Near the lake, Florida's eyeball on a map, the sugar industry overtakes the landscape. It didn't gain dominance in South Florida until the 1960s, after the Cuban revolution brought thousands with sugar expertise to the state and the United States banned Cuban sugar from the shores. Now, the 450,000 acres of sugar cane produce more than one-quarter of the sugar grown domestically.
Sugar cane stalks grow to about 12 feet in height, sometimes climbing to 20 feet, and take 12 to 15 months to mature. Eighty percent of the cane stalk is water. In the milling process, cane juice is squeezed from the plant, evaporated to make the thick syrup that is boiled and then crystallized into raw sugar - a mixture of molasses and sugar crystals. Table sugar is typically refined sugar, which is made when the molasses and sugar crystals are separated.
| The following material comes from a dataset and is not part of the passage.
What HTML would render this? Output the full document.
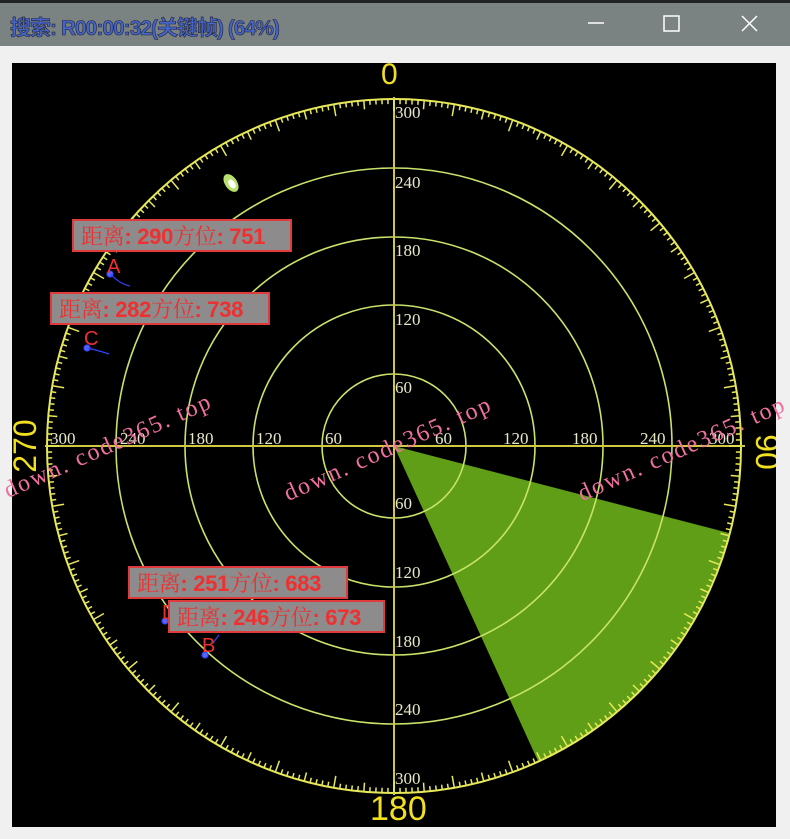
<!DOCTYPE html>
<html><head><meta charset="utf-8"><style>
body{margin:0;width:790px;height:839px;background:#f0f0f0;overflow:hidden;font-family:"Liberation Sans","Noto Sans CJK SC",sans-serif;position:relative}
.tb{position:absolute;left:0;top:0;width:790px;height:46px;background:#7b8282;border-top:3px solid #222;box-sizing:border-box}
.tt{position:absolute;left:10px;top:9px;font-size:21px;color:#4466cc;font-weight:bold;-webkit-text-stroke:0.6px #223;letter-spacing:-1px}
.cv{position:absolute;left:12px;top:63px;width:764px;height:764px;background:#000}
.bx{position:absolute;background:#8d8b8b;border:2px solid #e03a3a;color:#ee3030;font-size:22px;line-height:29px;padding:0 7px;white-space:nowrap;box-sizing:border-box;height:33px;font-weight:bold;letter-spacing:-0.3px}
.bx span{font-family:"Noto Serif CJK SC",serif;font-weight:normal}
.wm{position:absolute;color:#f070a0;font-family:"Liberation Serif",serif;font-size:24px;letter-spacing:2px;transform-origin:0 0;transform:rotate(-24deg);white-space:nowrap}
</style></head><body>
<div class="tb"><div class="tt">搜索: R00:00:32(关键帧) (64%)</div>
<svg width="790" height="46" style="position:absolute;left:0;top:-3px"><line x1="588" y1="23" x2="604" y2="23" stroke="#fff" stroke-width="1.5"/><rect x="664" y="16" width="15" height="15" fill="none" stroke="#fff" stroke-width="1.5"/><path d="M742 16 L757 31 M757 16 L742 31" stroke="#fff" stroke-width="1.5"/></svg></div>
<div class="cv"></div>
<svg id="r" width="790" height="839" style="position:absolute;left:0;top:0">
<defs><clipPath id="c"><rect x="12" y="63" width="764" height="764"/></clipPath></defs>
<g clip-path="url(#c)">
<path d="M394 446 L729 533 A347 347 0 0 1 538 761 Z" fill="#5f9e16"/>
<g fill="none" stroke="#c9e36a" stroke-width="1.6">
<circle cx="394" cy="446" r="72"/><circle cx="394" cy="446" r="141"/><circle cx="394" cy="446" r="209"/><circle cx="394" cy="446" r="278"/><circle cx="394" cy="446" r="347" stroke="#e6e85a" stroke-width="2"/>
</g>
<line x1="45" y1="446" x2="745" y2="446" stroke="#d0c840" stroke-width="2"/>
<line x1="394" y1="97" x2="394" y2="795" stroke="#d0c840" stroke-width="2"/>
<g id="tk" stroke="#e6e85a" stroke-width="1.5"></g>
<g fill="#e8e8c8" font-family="Liberation Serif,serif" font-size="17">
<text x="50" y="444">300</text><text x="120" y="444">240</text><text x="188" y="444">180</text><text x="256" y="444">120</text><text x="325" y="444">60</text>
<text x="435" y="444">60</text><text x="503" y="444">120</text><text x="572" y="444">180</text><text x="640" y="444">240</text><text x="709" y="444">300</text>
<text x="395" y="118">300</text><text x="395" y="188">240</text><text x="395" y="256">180</text><text x="395" y="325">120</text><text x="395" y="393">60</text>
<text x="395" y="509">60</text><text x="395" y="578">120</text><text x="395" y="647">180</text><text x="395" y="715">240</text><text x="395" y="784">300</text>
</g>
<g fill="#f0e020" font-family="Liberation Sans,sans-serif">
<text x="381" y="84" font-size="30">0</text>
<text x="370" y="820" font-size="34">180</text>
<text transform="translate(36,446) rotate(-90)" text-anchor="middle" font-size="32">270</text>
<text transform="translate(756,452) rotate(90)" text-anchor="middle" font-size="32">90</text>
</g>
<ellipse cx="231" cy="183" rx="6" ry="10" transform="rotate(-35 231 183)" fill="#b8e070"/><ellipse cx="232" cy="184" rx="3" ry="5" transform="rotate(-35 232 184)" fill="#fff"/>
<g stroke="#3344ff" fill="#5566ff" stroke-width="1.2">
<circle cx="110" cy="274" r="3"/><path d="M110 274 q10 10 20 12" fill="none"/>
<circle cx="87" cy="348" r="3"/><path d="M87 348 q10 2 22 6" fill="none"/>
<circle cx="165" cy="621" r="3"/><path d="M170 612 l12 -12" fill="none"/>
<circle cx="205" cy="655" r="3"/><path d="M213 643 l6 -8" fill="none"/>
</g>
<g fill="#ee3030" font-size="20" font-family="Liberation Sans,sans-serif">
<text x="107" y="273">A</text><text x="84" y="345">C</text><text x="162" y="619">D</text><text x="202" y="652">B</text>
</g>
</g>
</svg>
<div class="bx" style="left:72px;top:219px;width:220px"><span>距离</span>: 290<span>方位</span>: 751</div>
<div class="bx" style="left:50px;top:292px;width:220px"><span>距离</span>: 282<span>方位</span>: 738</div>
<div class="bx" style="left:128px;top:566px;width:220px"><span>距离</span>: 251<span>方位</span>: 683</div>
<div class="bx" style="left:168px;top:600px;width:217px"><span>距离</span>: 246<span>方位</span>: 673</div>
<div class="wm" style="left:0px;top:480px">down. code365. top</div>
<div class="wm" style="left:280px;top:483px">down. code365. top</div>
<div class="wm" style="left:574px;top:483px">down. code365. top</div>
<script>
var g=document.getElementById('tk'),s='';
for(var i=0;i<360;i++){var a=i*Math.PI/180,L=i%10==0?12:(i%5==0?9:5);
var x1=394+347*Math.sin(a),y1=446-347*Math.cos(a),x2=394+(347-L)*Math.sin(a),y2=446-(347-L)*Math.cos(a);
s+='<line x1="'+x1.toFixed(1)+'" y1="'+y1.toFixed(1)+'" x2="'+x2.toFixed(1)+'" y2="'+y2.toFixed(1)+'"/>';}
g.innerHTML=s;
</script>
</body></html>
Nearly 2 million tons of raw sugar come out of this area each year. It takes about 50 pounds of sugar cane to make a 5-pound bag of sugar like those found on supermarket shelves.
Though smoke fills the air when the fields are burned for harvesting, officials say they are permitted to burn only when the weather conditions won't blow ash on the tiny towns nearby. They say they are careful to make sure their practices don't hurt air quality and they monitor it closely. Still, the smoke sometimes scents the air all the way to the coast.
On a recent morning, a clear, sunny ride out west suddenly darkened as a thick brown fog of smoke overtook the road, trailing behind flying chunks of black ash and a sickly smell. Tall flames licked the edges of a field on the way into town as another field was readied for harvest.
Hunting rabbits is legal - with a license - though the land being burned is private and poachers can be shooed away.
"We just wait for them to burn the cane," says Harris, who chased rabbits through his childhood. "They used to let you shoot 'em, but they don't let you shoot 'em anymore. Now you use a stick or something.
"There's money to be made. When there ain't no work going on, you best hustle."
Rabbits are collected in bags or attached by the tail to a clothes hangar. Harris said he would take a few home for food - "it's good meat," he says - and sell the rest.
"You've got to leave the fur on the paws," he says. "If you don't leave the feet on, they might think they're cats."